The third result, from a table variable that was also created with ANSI_PADDING switched OFF, shows a complete innocence to the setting. Regardless of the setting, it behaves in an ANSI-compatible way.

If you are struggling to take in all the rules and exceptions, then you are not alone.

Finding rogue columns created with ANSI_PADDING off

Query behavior is consistent whatever setting you have for ANSI_PADDING, at the time when you access the tables. The setting is held for the table columns, and the connection settings are ignored. This allows a ‘legacy’ database to behave consistently, whatever connection settings are used to access it. We can check to see what has happened to the temporary tables by querying the metadata.

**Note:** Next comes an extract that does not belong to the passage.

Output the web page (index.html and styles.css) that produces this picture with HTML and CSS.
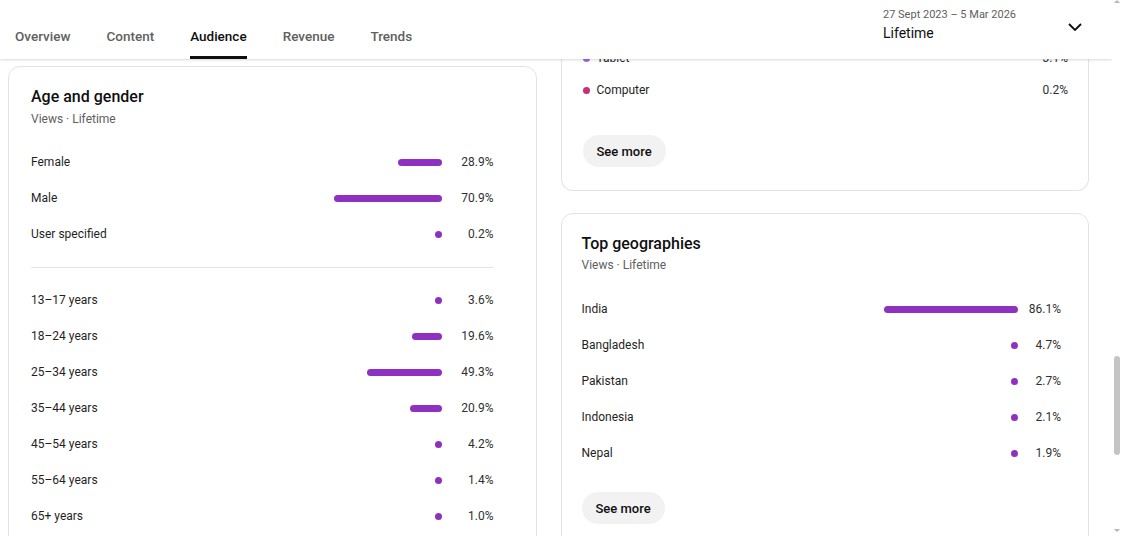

The sys.columns view has a column that is 1 if ANSI_PADDING is on and 0 if it’s off. This query will tell you very quickly if your database has any rogue columns that are set ANSI_PADDING off (just nick out the first line ‘USE tempdb‘).

The bottom line

Until the danger of anyone intentionally or unintentionally setting ANSI_PADDING off finally subsides, when the feature is finally removed from SQL Server, always set your connection to the ANSI behavior using SET ANSI_PADDING ON before executing a table CREATE statement, but nowhere else should you use the setting, because the setting and support for it is scheduled for deprecation, at which point you won’t be able to switch off ANSI compatibility.